А война снова была повсюду. Где-то далеко непрестанно грохотало, но тревоги не объявляли.

– Наши лупят по Железнодорожному поселку. У русских Рождество сегодня: вот им и праздничный фейерверк, – широкоплечий парень в такой же, как у Александра, форме со знаками различия добровольца по-дружески хлопнул брата по плечу. Тот болезненно поморщился и отвернулся.

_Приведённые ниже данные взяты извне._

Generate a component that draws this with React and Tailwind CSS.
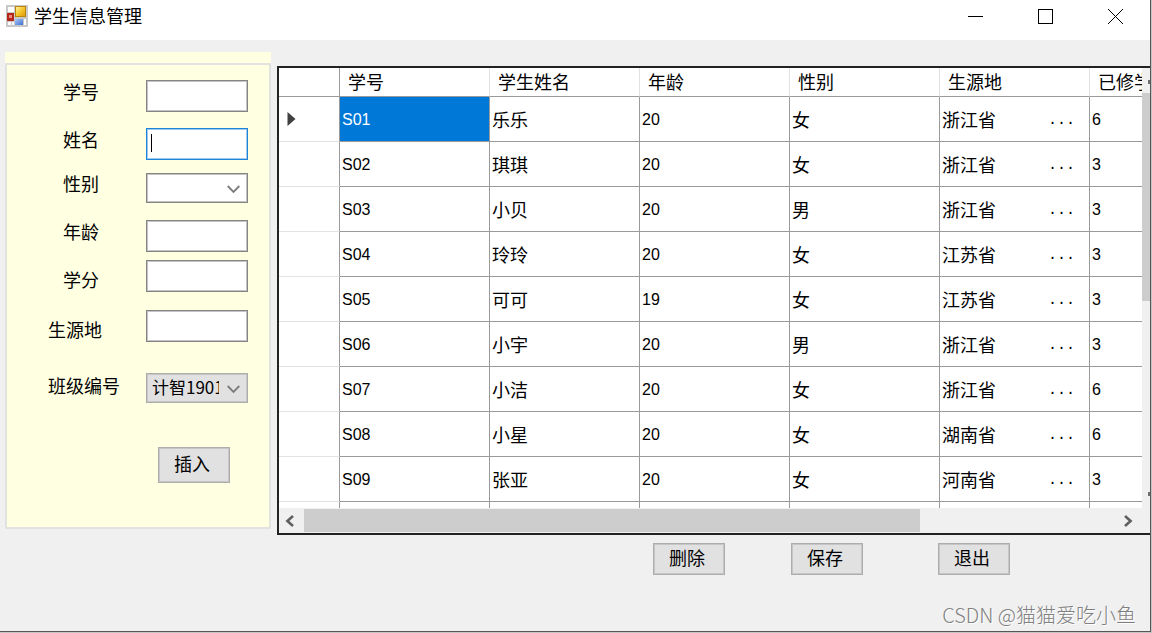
import React from 'react';

const columns = ['学号', '学生姓名', '年龄', '性别', '生源地', '已修学分'];

const students = [
  { id: 'S01', name: '乐乐', age: 20, sex: '女', origin: '浙江省', credit: 6 },
  { id: 'S02', name: '琪琪', age: 20, sex: '女', origin: '浙江省', credit: 3 },
  { id: 'S03', name: '小贝', age: 20, sex: '男', origin: '浙江省', credit: 3 },
  { id: 'S04', name: '玲玲', age: 20, sex: '女', origin: '江苏省', credit: 3 },
  { id: 'S05', name: '可可', age: 19, sex: '女', origin: '江苏省', credit: 3 },
  { id: 'S06', name: '小宇', age: 20, sex: '男', origin: '浙江省', credit: 3 },
  { id: 'S07', name: '小洁', age: 20, sex: '女', origin: '浙江省', credit: 6 },
  { id: 'S08', name: '小星', age: 20, sex: '女', origin: '湖南省', credit: 6 },
  { id: 'S09', name: '张亚', age: 20, sex: '女', origin: '河南省', credit: 3 },
];

const fieldBorder = 'border border-[#848484] shadow-[inset_0_0_0_1px_#c4c4c4]';
const inputClass = `block h-8 w-full ${fieldBorder} bg-white px-1 outline-none`;
const buttonClass =
  'w-[72px] border border-[#adadad] bg-[#e1e1e1] pr-1 pb-1 text-center shadow-[inset_0_0_0_1px_#c6c6c6]';
const cellClass = 'h-[45px] border-r border-b border-[#9a9a9a] p-0 pl-0.5';
const numClass = "pt-0.5 font-['Liberation_Sans',sans-serif] text-base";

function AppIcon() {
  return (
    <svg width="22" height="22" viewBox="0 0 22 22" aria-hidden="true">
      <defs>
        <linearGradient id="gold" x1="0" y1="0" x2="1" y2="1">
          <stop offset="0" stopColor="#fff0a0" />
          <stop offset="0.5" stopColor="#f5c52c" />
          <stop offset="1" stopColor="#dd9a08" />
        </linearGradient>
        <linearGradient id="blue" x1="0" y1="0" x2="1" y2="1">
          <stop offset="0" stopColor="#a9c8f8" />
          <stop offset="1" stopColor="#3f70cf" />
        </linearGradient>
      </defs>
      <rect x="0" y="0" width="22" height="22" fill="#c8c8c8" />
      <rect x="2" y="2" width="6" height="5" fill="#fff" />
      <rect x="2" y="17" width="3" height="3" fill="#fff" />
      <rect x="6" y="17" width="2" height="3" fill="#fff" />
      <rect x="18" y="14" width="2" height="6" fill="#fff" />
      <rect x="1" y="8" width="7" height="8" fill="#b3261b" />
      <rect x="3" y="10" width="3" height="3" fill="#ee8a7d" />
      <rect x="9" y="1" width="11" height="11" fill="#b8860b" />
      <rect x="10" y="2" width="9" height="9" fill="url(#gold)" />
      <rect x="9" y="14" width="8" height="6" fill="url(#blue)" />
    </svg>
  );
}

function TitleBar() {
  return (
    <header className="flex h-10 items-start bg-white pl-1.5 text-black">
      <div className="flex h-8 flex-1 items-center gap-1.5">
        <AppIcon />
        <h1 className="pb-0.5 text-lg leading-6">学生信息管理</h1>
      </div>
      <button type="button" aria-label="最小化" className="flex h-8 w-[70px] items-center justify-center">
        <svg width="15" height="15" viewBox="0 0 15 15" stroke="#000" fill="none">
          <path d="M0 7.5H15" />
        </svg>
      </button>
      <button type="button" aria-label="最大化" className="flex h-8 w-[70px] items-center justify-center">
        <svg width="15" height="15" viewBox="0 0 15 15" stroke="#000" fill="none">
          <rect x="0.5" y="0.5" width="14" height="14" />
        </svg>
      </button>
      <button type="button" aria-label="关闭" className="flex h-8 w-[70px] items-center justify-center">
        <svg width="15" height="15" viewBox="0 0 15 15" stroke="#000" fill="none">
          <path d="M0 0L15 15M15 0L0 15" />
        </svg>
      </button>
    </header>
  );
}

function SelectArrow() {
  return (
    <svg
      className="pointer-events-none absolute top-3 right-2"
      width="13"
      height="9"
      viewBox="0 0 13 9"
      fill="none"
      stroke="#7c7c7c"
      strokeWidth="1.8"
      aria-hidden="true"
    >
      <path d="M0.7 1L6.5 7L12.3 1" />
    </svg>
  );
}

function StudentForm() {
  return (
    <form className="mt-3 w-[266px] shrink-0 bg-[#ffffe1] pt-[11px]">
      <div className="flex h-[466px] items-start border-2 border-[#e2e2de] pl-[41px]">
        <div className="flex w-[98px] flex-col pt-3 leading-7">
          <label htmlFor="sno" className="pl-[15px]">学号</label>
          <label htmlFor="sname" className="mt-5 pl-[15px]">姓名</label>
          <label htmlFor="sex" className="mt-4 pl-[15px]">性别</label>
          <label htmlFor="age" className="mt-5 pl-[15px]">年龄</label>
          <label htmlFor="credit" className="mt-5 pl-[15px]">学分</label>
          <label htmlFor="origin" className="mt-[22px]">生源地</label>
          <label htmlFor="classNo" className="mt-7">班级编号</label>
        </div>
        <div className="w-[102px] pt-[15px]">
          <input id="sno" type="text" className={inputClass} />
          <div className="relative mt-4">
            <input
              id="sname"
              type="text"
              className="block h-8 w-full border border-[#1f84d8] bg-white px-1 caret-transparent shadow-[inset_0_0_0_1px_#9cc8ee] outline-none"
            />
            {/* text caret */}
            <span className="absolute top-1.5 left-[5px] h-[18px] w-px bg-black" />
          </div>
          <div className="relative mt-[13px]">
            <select id="sex" defaultValue="" className={`block h-[30px] w-full appearance-none ${fieldBorder} bg-white`}>
              <option value=""></option>
            </select>
            <SelectArrow />
          </div>
          <input id="age" type="text" className={`mt-[17px] ${inputClass}`} />
          <input id="credit" type="text" className={`mt-2 ${inputClass}`} />
          <input id="origin" type="text" className={`mt-[18px] ${inputClass}`} />
          <div className="relative mt-[31px]">
            <select
              id="classNo"
              className="block h-[30px] w-full appearance-none overflow-hidden border border-[#adadad] bg-[#e1e1e1] pr-7 pb-0.5 pl-[5px] text-[17px] shadow-[inset_0_0_0_1px_#c6c6c6]"
            >
              <option>计智1901</option>
            </select>
            <SelectArrow />
          </div>
          <button type="button" className={`mt-11 ml-3 h-9 ${buttonClass}`}>插入</button>
        </div>
      </div>
    </form>
  );
}

function StudentTable() {
  return (
    <table className="w-[961px] table-fixed border-separate border-spacing-0 text-black">
      <colgroup>
        <col className="w-[61px]" />
        {columns.map((title) => (
          <col key={title} className="w-[150px]" />
        ))}
      </colgroup>
      <thead>
        <tr>
          <th className="h-[29px] border-r border-b border-[#9a9a9a] p-0"></th>
          {columns.map((title) => (
            <th
              key={title}
              className="h-[29px] border-r border-b border-r-[#e2e2e2] border-b-[#9a9a9a] p-0 pb-0.5 pl-2 text-left leading-6 font-normal"
            >
              {title}
            </th>
          ))}
        </tr>
      </thead>
      <tbody>
        {students.map((s, i) => (
          <tr key={s.id}>
            <td className="h-[45px] border-r border-b border-r-[#9a9a9a] border-b-[#e2e2e2] p-0 pl-2">
              {i === 0 && (
                <svg width="9" height="14" viewBox="0 0 9 14" fill="#404040" aria-hidden="true">
                  <path d="M0.5 0L8.5 7L0.5 14Z" />
                </svg>
              )}
            </td>
            <td className={`${cellClass} ${numClass} ${i === 0 ? 'bg-[#0078d7] text-white' : ''}`}>{s.id}</td>
            <td className={cellClass}>{s.name}</td>
            <td className={`${cellClass} ${numClass}`}>{s.age}</td>
            <td className={cellClass}>{s.sex}</td>
            <td className={cellClass}>
              <div className="flex items-center justify-between pr-3.5">
                <span>{s.origin}</span>
                <span className="pt-1 font-['Liberation_Mono',monospace] text-[15px]">...</span>
              </div>
            </td>
            <td className={`${cellClass} ${numClass}`}>{s.credit}</td>
          </tr>
        ))}
        {/* next row, cut off by the viewport */}
        <tr>
          <td className="h-[45px] border-r border-[#9a9a9a]"></td>
          {columns.map((title) => (
            <td key={title} className={cellClass}></td>
          ))}
        </tr>
      </tbody>
    </table>
  );
}

function DataGrid() {
  return (
    <section className="mt-[26px] min-w-0 flex-1 border-y-2 border-l-2 border-[#222] bg-[#f0f0f0]">
      <div className="flex h-[440px]">
        <div className="min-w-0 flex-1 overflow-hidden bg-white">
          <StudentTable />
        </div>
        <div className="flex w-2 flex-col items-end bg-[#f0f0f0]">
          <div className="h-[25px] w-0.5 pt-3">
            <div className="h-1 bg-[#707070]" />
          </div>
          <div className="h-[208px] w-full bg-[#cdcdcd]" />
          <div className="flex w-0.5 flex-1 flex-col justify-end pb-3">
            <div className="h-1 bg-[#707070]" />
          </div>
        </div>
      </div>
      <div className="flex h-[25px] items-center">
        <button type="button" aria-label="向左滚动" className="flex h-full w-[25px] items-center justify-center pr-1">
          <svg width="9" height="12" viewBox="0 0 9 12" fill="none" stroke="#606060" strokeWidth="2.6">
            <path d="M8 1L2.4 6L8 11" />
          </svg>
        </button>
        <div className="h-[23px] flex-1">
          <div className="h-full w-[76%] bg-[#cdcdcd]" />
        </div>
        <button type="button" aria-label="向右滚动" className="mr-2 flex h-full w-7 items-center justify-center">
          <svg width="9" height="12" viewBox="0 0 9 12" fill="none" stroke="#606060" strokeWidth="2.6">
            <path d="M1 1L6.6 6L1 11" />
          </svg>
        </button>
      </div>
    </section>
  );
}

export default function App() {
  return (
    <div className="flex min-h-screen flex-col bg-[#c4c4c4] pr-px pb-px font-['Noto_Sans_CJK_SC',sans-serif] text-lg text-black">
      <div className="flex flex-1 flex-col border-r border-b border-[#555] bg-[#f0f0f0]">
        <TitleBar />
        <main className="flex flex-1 flex-col">
          <div className="flex items-start gap-1.5 pl-[5px]">
            <StudentForm />
            <DataGrid />
          </div>
          <div className="mt-2 flex justify-end pr-[140px] leading-6">
            <button type="button" className={`mr-[66px] h-8 ${buttonClass}`}>删除</button>
            <button type="button" className={`mr-[75px] h-8 ${buttonClass}`}>保存</button>
            <button type="button" className={`h-8 ${buttonClass}`}>退出</button>
          </div>
        </main>
        <footer className="pr-3.5 pb-1 text-right text-xl leading-6 font-light text-[#808080] [text-shadow:1px_1px_0_#fff]">
          CSDN @猫猫爱吃小鱼
        </footer>
      </div>
    </div>
  );
}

У меня оборвалось сердце. Черноглазый Павлик и его брат, малыш Вовка, рыжие близнецы Ванька и Данька, аккуратный и вежливый Тимофей… Это значит, по ним лупят. И по отцу Мартину, хотя он не православный. Мне захотелось дать широкоплечему парню пощечину, нет, даже вцепиться ногтями ему в лицо, выцарапать глаза, выдрать коротко стриженные волосы. Но через мгновение я успокоилась, и парень, будущий сослуживец Александра, уже не казался извергом и монстром. Он ведь даже не догадывался о существовании Вовчика и рыжих близнецов. А завтра, может быть, умирать самому этому парню или нашему Александру. Нет, не надо об этом…

Добровольцы залезли в красный автобус, – на таком каждое лето мы уезжали в детский лагерь на взморье. Вот странно, даже значок на нем был не «Люди», а «Осторожно, дети!». И хотя старший брат всегда казался мне очень взрослым, я впервые подумала, что и он, и все эти галдящие и хорохорящиеся парни в форме ничем не отличаются от Деда, от Томаса, от других наших мальчишек. Но разве война, пули и снаряды будут с ними осторожными?

О чем думала мама, я не знала. Она не отговаривала Александра от решения уйти добровольцем. Не плакала, не причитала, как другие провожавшие ребят матери.

На следующий день я пошла в школу. Еще через три дня колонна новобранцев, которых переправляли к линии «боевого соприкосновения», как это называлось официально, попала под перекрестный обстрел. Два десятка человек погибло, шестнадцать человек пропало без вести. Скорее всего, их взяли в плен русские. Среди пропавших оказался и Александр Даба.